Have you ever experienced a class discussion in which the most vocal students make up much of the participation while the rest of the class seems shy, quiet, or underprepared? Or even worse, has a weather emergency cancelled a class discussion altogether? Flipping the discussion modality from face-to-face to online could help alleviate these problems.
One of the major differences between the online and the face-to-face environments is the way in which students approach discussion questions. While discussions in the traditional classroom can be spontaneous and viewed as less important as other traditional learning activities, discussions in an online forum require more forethought and invite greater potential for accomplishing learning objectives.
Since online discussion prompts are available in advance and invite participation and review from every member of the class, students are more likely to spend time reading course materials and preparing their discussion comments in advance. While these motivators are intrinsic to the online discussion format, instructors should still take care to design effective discussion questions if they want to elicit the best responses from students.

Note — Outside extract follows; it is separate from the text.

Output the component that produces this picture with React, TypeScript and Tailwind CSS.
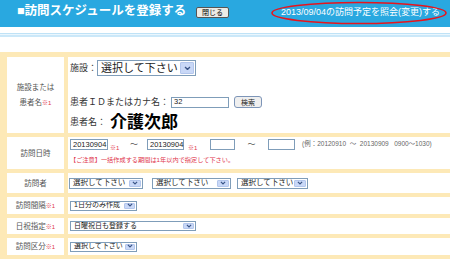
import React from 'react';

const jp = "font-['Liberation_Sans','Noto_Sans_CJK_JP',sans-serif]";

const Chevron = ({ size = 6 }: { size?: number }) => (
  <svg width={size} height={size * 0.7} viewBox="0 0 10 7">
    <path d="M1.5 1.5 L5 5 L8.5 1.5" fill="none" stroke="#3b5587" strokeWidth="2" />
  </svg>
);

interface SelectProps {
  label: string;
  className: string;
  arrow?: string;
  big?: boolean;
}

const Select: React.FC<SelectProps> = ({ label, className, arrow = 'w-[11px]', big }) => (
  <div className={`flex items-stretch border border-[#7f9db9] bg-white text-[#222] ${className}`}>
    <span className="flex-1 flex items-center pl-[3px] whitespace-nowrap overflow-hidden">{label}</span>
    <span className={`${arrow} m-[1px] flex items-center justify-center bg-[#c9d8f7] border border-[#b3c6ec] rounded-[1px]`}>
      <Chevron size={big ? 7 : 6} />
    </span>
  </div>
);

const Input: React.FC<{ className: string; value?: string }> = ({ className, value }) => (
  <div className={`flex items-center border border-[#7f9db9] bg-white pl-[2px] text-[7.5px] text-[#222] ${className}`}>{value}</div>
);

const Req = () => <span className="text-[#e0344b] text-[6px] leading-none">※1</span>;

const Label: React.FC<{ children: React.ReactNode }> = ({ children }) => (
  <div className="bg-white flex items-center justify-center text-center text-[7.5px] leading-[15px] text-[#555]">
    <div className="whitespace-nowrap">{children}</div>
  </div>
);

export default function App() {
  return (
    <div className={`w-[450px] h-[260px] overflow-hidden bg-white ${jp}`}>
      <header className="relative h-[27px] bg-[#29a8e0] flex items-start">
        <h1 className="w-[196px] pl-[17px] pt-[4px] text-[12.5px] leading-[14px] font-bold text-white whitespace-nowrap">■訪問スケジュールを登録する</h1>
        <button className="mt-[7px] w-[33px] h-[11px] flex items-center justify-center bg-[#ecebe6] border border-[#555] rounded-[2px] text-[7px] leading-none text-black">閉じる</button>
        <span className="ml-auto mr-[10px] mt-[7px] text-[9px] leading-[10px] text-white whitespace-nowrap">2013/09/04の訪問予定を照会(変更)する</span>
        <svg className="absolute left-[270px] top-[1px]" width="178" height="24" viewBox="0 0 178 24">
          <ellipse cx="89" cy="12" rx="87" ry="10.5" fill="none" stroke="#e8141c" strokeWidth="1.6" />
        </svg>
      </header>
      <div className="h-[6px]" />
      <div className="h-[1px] bg-[#bfe2f6]" />
      <div className="h-[1px] bg-[#eaf6fd]" />
      <div className="h-[2px] bg-[#cbe8f9]" />
      <div className="h-[15px]" />

      <div className="bg-[#fde9b7] pt-[5px] pl-[7px] pb-[4px] grid grid-cols-[57px_1fr] gap-[4px] text-[#333]">
        <Label>
          施設または<br />患者名<Req />
        </Label>
        <div className="bg-white h-[76px] pl-[2px] flex flex-col">
          <div className="mt-[3px] h-[16px] flex items-center">
            <span className="w-[27px] text-[9px] leading-none">施設：</span>
            <Select label="選択して下さい" className="w-[99px] h-[16px] text-[11px]" arrow="w-[14px]" big />
          </div>
          <div className="mt-[20px] h-[12px] flex items-center">
            <span className="w-[101px] text-[9px] leading-none whitespace-nowrap">患者ＩＤまたはカナ名：</span>
            <Input className="w-[58px] h-[11px]" value="32" />
            <button className="ml-[5px] w-[28px] h-[12px] flex items-center justify-center bg-[#efefef] border border-[#7d95b8] rounded-[3px] text-[7px] leading-none text-[#222]">検索</button>
          </div>
          <div className="mt-[5px] h-[18px] flex items-center">
            <span className="w-[40px] text-[9px] leading-none">患者名：</span>
            <span className="text-[17px] leading-none font-bold text-black">介護次郎</span>
          </div>
        </div>

        <Label>訪問日時</Label>
        <div className="bg-white h-[32px] pl-[2px] flex flex-col">
          <div className="mt-[2px] h-[11px] flex items-center whitespace-nowrap">
            <Input className="w-[38px] h-[11px]" value="20130904" />
            <span className="w-[22px] pl-[2px]"><Req /></span>
            <span className="w-[17px] text-[8px] leading-none text-[#555]">〜</span>
            <Input className="w-[37px] h-[11px]" value="20130904" />
            <span className="w-[26px] pl-[4px]"><Req /></span>
            <Input className="w-[25px] h-[11px]" />
            <span className="w-[33px] text-center text-[8px] leading-none text-[#555]">〜</span>
            <Input className="w-[27px] h-[11px]" />
            <span className="ml-[7px] text-[6.5px] leading-none text-[#666] whitespace-pre">(例：20120910  〜  20130909   0900〜1030)</span>
          </div>
          <div className="mt-[6px] text-[6.2px] leading-[8px] text-[#e0344b] whitespace-nowrap">【ご注意】一括作成する期間は1年以内で指定して下さい。</div>
        </div>

        <Label>訪問者</Label>
        <div className="bg-white h-[20px] pl-[1px] flex items-center text-[7.5px]">
          <Select label="選択して下さい" className="w-[74px] h-[11px]" arrow="w-[12px]" />
          <Select label="選択して下さい" className="ml-[9px] w-[79px] h-[11px]" arrow="w-[12px]" />
          <Select label="選択して下さい" className="ml-[6px] w-[71px] h-[11px]" arrow="w-[12px]" />
        </div>

        <Label>
          訪問間隔<Req />
        </Label>
        <div className="bg-white h-[17px] pl-[2px] flex items-center text-[7px]">
          <Select label="1日分のみ作成" className="w-[67px] h-[10px]" />
        </div>

        <Label>
          日祝指定<Req />
        </Label>
        <div className="bg-white h-[16px] pl-[2px] flex items-center text-[7px]">
          <Select label="日曜祝日も登録する" className="w-[126px] h-[10px]" />
        </div>

        <Label>
          訪問区分<Req />
        </Label>
        <div className="bg-white h-[17px] pl-[2px] flex items-center text-[7px]">
          <Select label="選択して下さい" className="w-[67px] h-[10px]" arrow="w-[10px]" />
        </div>
      </div>
    </div>
  );
}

To promote critical thinking, avoid questions that require yes/no answers or mere factual recall from class materials. Instead, ask students to provide examples that illustrate concepts or give them a prompt that requires individualized research. For example, provide students with a case study and ask them to research criteria by which they can critique it using course concepts. See this article for more examples of how La Salle faculty are using these and other techniques to energize their asynchronous discussions. These types of question will move students beyond simple knowledge recall and into higher order thinking skills like application and analysis. Bloom’s Taxonomy is a good resource for developing effective discussion questions. Instead of phrasing discussion prompts as questions, try creating imperative statements using some verbs from this chart.
Providing options for students to reply to one or two of a list of several discussion questions is another good strategy for eliciting high quality online discussion interactions. This approach allows students to craft responses that match their individual learning styles and life experiences. As a means of exposing students to a wider variety of prompts, require them to respond to separate postings from other students. Having multiple topics on one discussion board could get confusing, but you can avoid potential problems by communicating clear expectations for online discussions to students.
Give specific guidelines on how threads should be labeled, what length and formality is required, and what constitutes appropriate and inappropriate responses. Address grading concerns for yourself as the instructor and for students by clearly articulating grading policies with criteria that emphasize response quality over quantity, which days of the week responses are due, and the weight of discussions in the overall class grading scheme. Although students may receive instructor feedback through assigned points, remember that the most valuable feedback will be instructor replies to the discussion threads. Frequent instructor participation will acknowledge student participation, build a stronger learning community, and keep conversations clear and on track.
Not ready to abandon class discussions altogether? Consider using the online discussion board as a place where students can build background knowledge on a topic in preparation for an upcoming discussion in a face-to-face setting. This tactic will help students be more focused and prepared as well as provide instructors with a starting point for inviting contributions from more introverted students.
Whether online or in the classroom, an effective discussion question possesses some identifiable characteristics. It should be open-ended and allow for a variety of responses, challenging enough so it is an assessment of student understanding, and be consistent with the learning outcomes for the lesson. As Learning Management System technology progresses, students and instructors are finding online tools more inclusive and engaging means of conversing and building knowledge. Crafting well-designed discussion questions is crucial in leveraging these learning environments to be places where students are no longer passive receivers of information, but can join fully in the teaching and learning process.